§ Problem to work on
Search the material for the word "this" and copy each line that holds it.

§ Provided data
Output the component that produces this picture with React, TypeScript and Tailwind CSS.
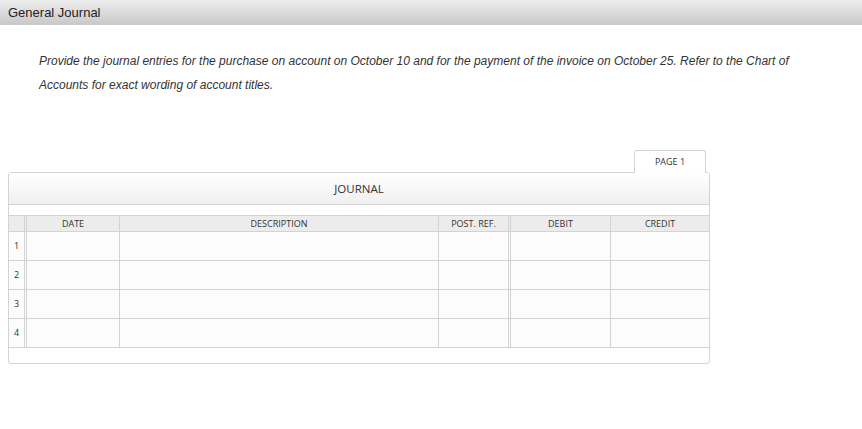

* * *

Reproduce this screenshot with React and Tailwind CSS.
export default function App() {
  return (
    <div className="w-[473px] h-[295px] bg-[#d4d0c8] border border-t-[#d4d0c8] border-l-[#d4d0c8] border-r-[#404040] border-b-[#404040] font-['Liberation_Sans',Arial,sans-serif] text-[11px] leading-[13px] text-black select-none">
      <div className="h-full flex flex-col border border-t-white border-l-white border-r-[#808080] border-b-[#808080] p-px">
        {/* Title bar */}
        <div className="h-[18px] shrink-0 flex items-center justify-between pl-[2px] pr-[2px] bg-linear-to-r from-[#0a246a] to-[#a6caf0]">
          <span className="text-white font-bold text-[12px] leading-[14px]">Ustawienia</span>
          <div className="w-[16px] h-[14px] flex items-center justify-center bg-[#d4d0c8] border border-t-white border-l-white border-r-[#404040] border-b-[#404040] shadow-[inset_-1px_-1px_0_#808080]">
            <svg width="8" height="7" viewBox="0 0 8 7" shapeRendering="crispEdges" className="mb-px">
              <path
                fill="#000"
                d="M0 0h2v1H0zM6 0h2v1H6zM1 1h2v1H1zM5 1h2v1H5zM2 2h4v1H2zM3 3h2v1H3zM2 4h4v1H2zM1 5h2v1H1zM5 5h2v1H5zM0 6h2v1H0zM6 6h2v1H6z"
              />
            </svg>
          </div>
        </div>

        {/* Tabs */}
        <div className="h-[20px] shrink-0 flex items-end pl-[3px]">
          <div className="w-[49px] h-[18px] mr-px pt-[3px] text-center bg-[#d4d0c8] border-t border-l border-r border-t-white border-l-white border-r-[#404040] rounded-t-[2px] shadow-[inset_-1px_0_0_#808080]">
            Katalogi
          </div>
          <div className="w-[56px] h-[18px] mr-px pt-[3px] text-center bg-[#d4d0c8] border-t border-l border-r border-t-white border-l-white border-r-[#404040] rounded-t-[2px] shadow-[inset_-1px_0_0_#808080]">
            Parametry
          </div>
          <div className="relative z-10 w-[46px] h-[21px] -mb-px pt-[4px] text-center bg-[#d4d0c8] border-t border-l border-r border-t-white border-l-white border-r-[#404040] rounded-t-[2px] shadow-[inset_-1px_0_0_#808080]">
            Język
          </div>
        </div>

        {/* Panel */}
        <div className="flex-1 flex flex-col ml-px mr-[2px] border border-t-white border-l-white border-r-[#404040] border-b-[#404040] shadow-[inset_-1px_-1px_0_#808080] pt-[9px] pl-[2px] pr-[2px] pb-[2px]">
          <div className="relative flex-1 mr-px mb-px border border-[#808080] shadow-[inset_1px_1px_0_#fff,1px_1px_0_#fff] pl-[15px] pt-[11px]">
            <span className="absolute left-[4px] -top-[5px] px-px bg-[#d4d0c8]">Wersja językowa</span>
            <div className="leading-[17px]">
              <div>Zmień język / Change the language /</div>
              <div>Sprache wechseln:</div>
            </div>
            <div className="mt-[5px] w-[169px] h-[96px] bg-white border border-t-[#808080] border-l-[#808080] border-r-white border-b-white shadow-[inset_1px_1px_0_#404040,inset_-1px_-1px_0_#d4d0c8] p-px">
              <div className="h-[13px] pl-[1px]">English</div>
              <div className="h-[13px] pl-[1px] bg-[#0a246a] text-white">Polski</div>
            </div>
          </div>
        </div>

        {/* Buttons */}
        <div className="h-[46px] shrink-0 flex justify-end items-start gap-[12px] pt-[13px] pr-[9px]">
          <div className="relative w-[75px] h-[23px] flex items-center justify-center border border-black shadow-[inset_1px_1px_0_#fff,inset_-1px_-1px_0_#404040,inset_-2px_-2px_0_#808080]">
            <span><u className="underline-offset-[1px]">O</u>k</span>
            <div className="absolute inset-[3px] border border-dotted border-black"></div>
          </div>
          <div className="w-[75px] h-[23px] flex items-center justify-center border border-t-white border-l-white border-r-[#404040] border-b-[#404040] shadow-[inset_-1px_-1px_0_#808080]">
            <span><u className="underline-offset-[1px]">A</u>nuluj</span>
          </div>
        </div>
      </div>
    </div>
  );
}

§ The answer
Output the component that produces this picture with React, TypeScript and Tailwind CSS.
Reproduce this screenshot with React and Tailwind CSS.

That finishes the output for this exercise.